INSTRUCTIONS TO FOLLOW:
Write the data out again exactly, with no pictures.

##### DATASET EXTRACT #####

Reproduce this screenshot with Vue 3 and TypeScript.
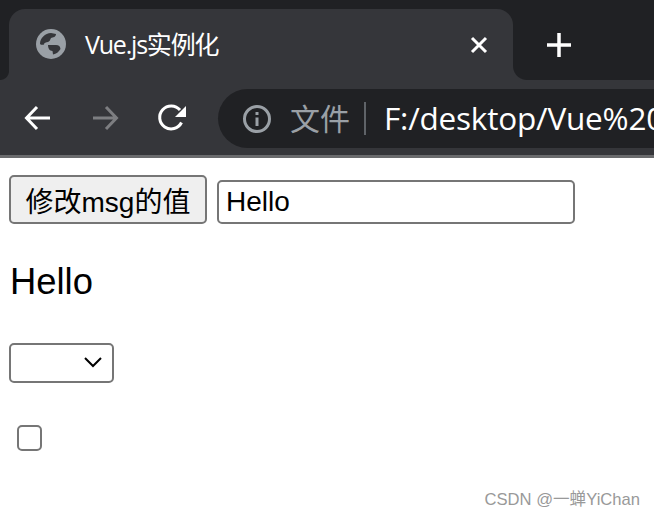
<script setup lang="ts">
import { ref } from 'vue'
const msg = ref('Hello')
</script>

<template>
  <div class="page">
    <header class="chrome">
      <div class="tabstrip">
        <div class="tab">
          <svg class="globe" viewBox="0 0 30 30" width="30" height="30">
            <circle cx="15" cy="15" r="15" fill="#9aa0a6" />
            <path d="M4 15C4 9 9 4.500 15 4l5 1c0 3-3 3.500-5 4-1 2-1 3-3 4-2 .5-4 .5-4 2.500-1 .5-3 .5-4-.500z" fill="#35363a" />
            <path d="M12 16h8c3 0 4 1 4.500 4-2 3-4 5-7.500 5.500l-.5-3.500c-3 0-4.500-3-4.500-6z" fill="#35363a" />
          </svg>
          <span class="title">Vue.js实例化</span>
          <svg class="close" viewBox="0 0 18 18" width="18" height="18">
            <path d="M2 2l14 14M16 2L2 16" stroke="#fff" stroke-width="3" fill="none" />
          </svg>
        </div>
        <svg class="plus" viewBox="0 0 26 26" width="26" height="26">
          <path d="M13 1v24M1 13h24" stroke="#fff" stroke-width="3.500" fill="none" />
        </svg>
      </div>
      <div class="toolbar">
        <svg class="nav" viewBox="0 0 30 30" width="30" height="30">
          <path d="M27 15H4M14 4L3.500 15 14 26" stroke="#fff" stroke-width="3" fill="none" />
        </svg>
        <svg class="nav" viewBox="0 0 30 30" width="30" height="30">
          <path d="M3 15h23M16 4l10.500 11L16 26" stroke="#7d7e81" stroke-width="3" fill="none" />
        </svg>
        <svg class="nav" viewBox="0 0 30 30" width="30" height="30">
          <path d="M24.500 19.500A11.500 11.500 0 1 1 23 7" stroke="#fff" stroke-width="3" fill="none" />
          <path d="M29 3v11H18z" fill="#fff" />
        </svg>
        <div class="omnibox">
          <svg class="info" viewBox="0 0 30 30" width="30" height="30">
            <circle cx="15" cy="15" r="12.500" stroke="#9aa0a6" stroke-width="3" fill="none" />
            <path d="M13.500 13.500h3V22h-3zM13.500 8h3v3h-3z" fill="#9aa0a6" />
          </svg>
          <span class="scheme">文件</span>
          <span class="divider"></span>
          <span class="url">F:/desktop/Vue%20</span>
        </div>
      </div>
    </header>

    <main class="content">
      <div class="controls">
        <button class="btn" type="button">修改msg的值</button>
        <input v-model="msg" class="field" type="text" />
      </div>
      <p class="output">{{ msg }}</p>
      <div class="picker-wrap">
        <select class="picker">
          <option></option>
        </select>
        <svg class="chevron" viewBox="0 0 18 11" width="18" height="11">
          <path d="M1 1l8 8 8-8" stroke="#000" stroke-width="2" fill="none" />
        </svg>
      </div>
      <input class="check" type="checkbox" />
    </main>

    <div class="mark">CSDN @一蝉YiChan</div>
  </div>
</template>

<style>
html, body { margin: 0; background: #fff; overflow: hidden; }
</style>

<style scoped>
.page {
  position: relative;
  width: 654px;
  height: 518px;
  overflow: hidden;
  font-family: "Liberation Sans", "Noto Sans CJK SC", sans-serif;
  color: #000;
}
.chrome { display: flex; flex-direction: column; }
.tabstrip {
  display: flex;
  align-items: center;
  height: 80px;
  padding: 9px 0 0 9px;
  box-sizing: border-box;
  background: #202124;
}
.tab {
  position: relative;
  display: flex;
  align-items: center;
  width: 504px;
  height: 71px;
  padding: 0 0 0 27px;
  box-sizing: border-box;
  background: #35363a;
  border-radius: 16px 16px 0 0;
  flex-shrink: 0;
}
.tab::before,
.tab::after {
  content: "";
  position: absolute;
  bottom: 0;
}
.tab::before {
  left: -9px;
  width: 9px;
  height: 9px;
  background: radial-gradient(circle at 0 0, #202124 8.5px, #35363a 9.5px);
}
.tab::after {
  right: -14px;
  width: 14px;
  height: 14px;
  background: radial-gradient(circle at 100% 0, #202124 13.5px, #35363a 14.5px);
}
.globe { flex-shrink: 0; margin-top: -1px; }
.title {
  margin-left: 19px;
  font: 25px/30px "Open Sans", "Noto Sans CJK SC", sans-serif;
  letter-spacing: -1.2px;
  color: #fff;
  flex: 1;
  white-space: nowrap;
  margin-top: -2px;
}
.close { margin-right: 25px; }
.plus { margin: 0 0 0 33px; }
.toolbar {
  display: flex;
  align-items: center;
  height: 75px;
  padding: 2px 0 0 23px;
  box-sizing: border-box;
  background: #35363a;
}
.nav { flex-shrink: 0; margin: -2px 37px 0 0; }
.nav:nth-child(3) { margin-right: 31px; }
.omnibox {
  display: flex;
  align-items: center;
  flex: 1;
  height: 59px;
  padding-left: 24px;
  background: #202124;
  border-radius: 30px 0 0 30px;
  white-space: nowrap;
  overflow: hidden;
}
.info { flex-shrink: 0; }
.scheme {
  margin-left: 18px;
  margin-top: -3px;
  font: 30px/40px "Noto Sans CJK SC", sans-serif;
  color: #9aa0a6;
}
.divider { width: 2px; height: 33px; margin: 0 18px 0 14px; background: #5f6368; flex-shrink: 0; }
.url {
  font: 31.5px/40px "Open Sans", sans-serif;
  margin-top: -2px;
  color: #fff;
  letter-spacing: -0.2px;
}
.content {
  display: flex;
  flex-direction: column;
  align-items: flex-start;
  border-top: 3px solid #6a6b6d;
  padding: 17px 0 0 9px;
}
.controls { display: flex; align-items: flex-end; gap: 10px; }
.btn {
  width: 198px;
  height: 49px;
  padding: 0;
  border: 2px solid #767676;
  border-radius: 5px;
  background: #efefef;
  font: 28px "Liberation Sans", "Noto Sans CJK SC", sans-serif;
  color: #000;
}
.field {
  width: 358px;
  height: 44px;
  padding: 0 7px;
  box-sizing: border-box;
  border: 2px solid #767676;
  border-radius: 5px;
  font: 28px "Liberation Sans", sans-serif;
  color: #000;
  outline: none;
}
.output {
  margin: 37px 0 0 1px;
  font-size: 36.4px;
  line-height: 42px;
}
.picker-wrap {
  position: relative;
  margin-top: 40px;
  width: 105px;
  height: 40px;
}
.picker {
  display: block;
  appearance: none;
  width: 105px;
  height: 40px;
  border: 2px solid #767676;
  border-radius: 5px;
  background: #fff;
  font: 28px "Liberation Sans", sans-serif;
}
.chevron {
  position: absolute;
  left: 75px;
  top: 14px;
  pointer-events: none;
}
.check {
  appearance: none;
  width: 25px;
  height: 26px;
  margin: 42px 0 0 8px;
  border: 2px solid #767676;
  border-radius: 5px;
  background: #fff;
  box-sizing: border-box;
}
.mark {
  position: absolute;
  right: 14px;
  top: 489px;
  font-size: 16.6px;
  line-height: 22px;
  color: #999;
  white-space: nowrap;
}
</style>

#####

COMPLETE RESPONSE:
Reproduce this screenshot with Vue 3 and TypeScript.
<script setup lang="ts">
import { ref } from 'vue'
const msg = ref('Hello')
</script>

<template>
  <div class="page">
    <header class="chrome">
      <div class="tabstrip">
        <div class="tab">
          <svg class="globe" viewBox="0 0 30 30" width="30" height="30">
            <circle cx="15" cy="15" r="15" fill="#9aa0a6" />
            <path d="M4 15C4 9 9 4.500 15 4l5 1c0 3-3 3.500-5 4-1 2-1 3-3 4-2 .5-4 .5-4 2.500-1 .5-3 .5-4-.500z" fill="#35363a" />
            <path d="M12 16h8c3 0 4 1 4.500 4-2 3-4 5-7.500 5.500l-.5-3.500c-3 0-4.500-3-4.500-6z" fill="#35363a" />
          </svg>
          <span class="title">Vue.js实例化</span>
          <svg class="close" viewBox="0 0 18 18" width="18" height="18">
            <path d="M2 2l14 14M16 2L2 16" stroke="#fff" stroke-width="3" fill="none" />
          </svg>
        </div>
        <svg class="plus" viewBox="0 0 26 26" width="26" height="26">
          <path d="M13 1v24M1 13h24" stroke="#fff" stroke-width="3.500" fill="none" />
        </svg>
      </div>
      <div class="toolbar">
        <svg class="nav" viewBox="0 0 30 30" width="30" height="30">
          <path d="M27 15H4M14 4L3.500 15 14 26" stroke="#fff" stroke-width="3" fill="none" />
        </svg>
        <svg class="nav" viewBox="0 0 30 30" width="30" height="30">
          <path d="M3 15h23M16 4l10.500 11L16 26" stroke="#7d7e81" stroke-width="3" fill="none" />
        </svg>
        <svg class="nav" viewBox="0 0 30 30" width="30" height="30">
          <path d="M24.500 19.500A11.500 11.500 0 1 1 23 7" stroke="#fff" stroke-width="3" fill="none" />
          <path d="M29 3v11H18z" fill="#fff" />
        </svg>
        <div class="omnibox">
          <svg class="info" viewBox="0 0 30 30" width="30" height="30">
            <circle cx="15" cy="15" r="12.500" stroke="#9aa0a6" stroke-width="3" fill="none" />
            <path d="M13.500 13.500h3V22h-3zM13.500 8h3v3h-3z" fill="#9aa0a6" />
          </svg>
          <span class="scheme">文件</span>
          <span class="divider"></span>
          <span class="url">F:/desktop/Vue%20</span>
        </div>
      </div>
    </header>

    <main class="content">
      <div class="controls">
        <button class="btn" type="button">修改msg的值</button>
        <input v-model="msg" class="field" type="text" />
      </div>
      <p class="output">{{ msg }}</p>
      <div class="picker-wrap">
        <select class="picker">
          <option></option>
        </select>
        <svg class="chevron" viewBox="0 0 18 11" width="18" height="11">
          <path d="M1 1l8 8 8-8" stroke="#000" stroke-width="2" fill="none" />
        </svg>
      </div>
      <input class="check" type="checkbox" />
    </main>

    <div class="mark">CSDN @一蝉YiChan</div>
  </div>
</template>

<style>
html, body { margin: 0; background: #fff; overflow: hidden; }
</style>

<style scoped>
.page {
  position: relative;
  width: 654px;
  height: 518px;
  overflow: hidden;
  font-family: "Liberation Sans", "Noto Sans CJK SC", sans-serif;
  color: #000;
}
.chrome { display: flex; flex-direction: column; }
.tabstrip {
  display: flex;
  align-items: center;
  height: 80px;
  padding: 9px 0 0 9px;
  box-sizing: border-box;
  background: #202124;
}
.tab {
  position: relative;
  display: flex;
  align-items: center;
  width: 504px;
  height: 71px;
  padding: 0 0 0 27px;
  box-sizing: border-box;
  background: #35363a;
  border-radius: 16px 16px 0 0;
  flex-shrink: 0;
}
.tab::before,
.tab::after {
  content: "";
  position: absolute;
  bottom: 0;
}
.tab::before {
  left: -9px;
  width: 9px;
  height: 9px;
  background: radial-gradient(circle at 0 0, #202124 8.5px, #35363a 9.5px);
}
.tab::after {
  right: -14px;
  width: 14px;
  height: 14px;
  background: radial-gradient(circle at 100% 0, #202124 13.5px, #35363a 14.5px);
}
.globe { flex-shrink: 0; margin-top: -1px; }
.title {
  margin-left: 19px;
  font: 25px/30px "Open Sans", "Noto Sans CJK SC", sans-serif;
  letter-spacing: -1.2px;
  color: #fff;
  flex: 1;
  white-space: nowrap;
  margin-top: -2px;
}
.close { margin-right: 25px; }
.plus { margin: 0 0 0 33px; }
.toolbar {
  display: flex;
  align-items: center;
  height: 75px;
  padding: 2px 0 0 23px;
  box-sizing: border-box;
  background: #35363a;
}
.nav { flex-shrink: 0; margin: -2px 37px 0 0; }
.nav:nth-child(3) { margin-right: 31px; }
.omnibox {
  display: flex;
  align-items: center;
  flex: 1;
  height: 59px;
  padding-left: 24px;
  background: #202124;
  border-radius: 30px 0 0 30px;
  white-space: nowrap;
  overflow: hidden;
}
.info { flex-shrink: 0; }
.scheme {
  margin-left: 18px;
  margin-top: -3px;
  font: 30px/40px "Noto Sans CJK SC", sans-serif;
  color: #9aa0a6;
}
.divider { width: 2px; height: 33px; margin: 0 18px 0 14px; background: #5f6368; flex-shrink: 0; }
.url {
  font: 31.5px/40px "Open Sans", sans-serif;
  margin-top: -2px;
  color: #fff;
  letter-spacing: -0.2px;
}
.content {
  display: flex;
  flex-direction: column;
  align-items: flex-start;
  border-top: 3px solid #6a6b6d;
  padding: 17px 0 0 9px;
}
.controls { display: flex; align-items: flex-end; gap: 10px; }
.btn {
  width: 198px;
  height: 49px;
  padding: 0;
  border: 2px solid #767676;
  border-radius: 5px;
  background: #efefef;
  font: 28px "Liberation Sans", "Noto Sans CJK SC", sans-serif;
  color: #000;
}
.field {
  width: 358px;
  height: 44px;
  padding: 0 7px;
  box-sizing: border-box;
  border: 2px solid #767676;
  border-radius: 5px;
  font: 28px "Liberation Sans", sans-serif;
  color: #000;
  outline: none;
}
.output {
  margin: 37px 0 0 1px;
  font-size: 36.4px;
  line-height: 42px;
}
.picker-wrap {
  position: relative;
  margin-top: 40px;
  width: 105px;
  height: 40px;
}
.picker {
  display: block;
  appearance: none;
  width: 105px;
  height: 40px;
  border: 2px solid #767676;
  border-radius: 5px;
  background: #fff;
  font: 28px "Liberation Sans", sans-serif;
}
.chevron {
  position: absolute;
  left: 75px;
  top: 14px;
  pointer-events: none;
}
.check {
  appearance: none;
  width: 25px;
  height: 26px;
  margin: 42px 0 0 8px;
  border: 2px solid #767676;
  border-radius: 5px;
  background: #fff;
  box-sizing: border-box;
}
.mark {
  position: absolute;
  right: 14px;
  top: 489px;
  font-size: 16.6px;
  line-height: 22px;
  color: #999;
  white-space: nowrap;
}
</style>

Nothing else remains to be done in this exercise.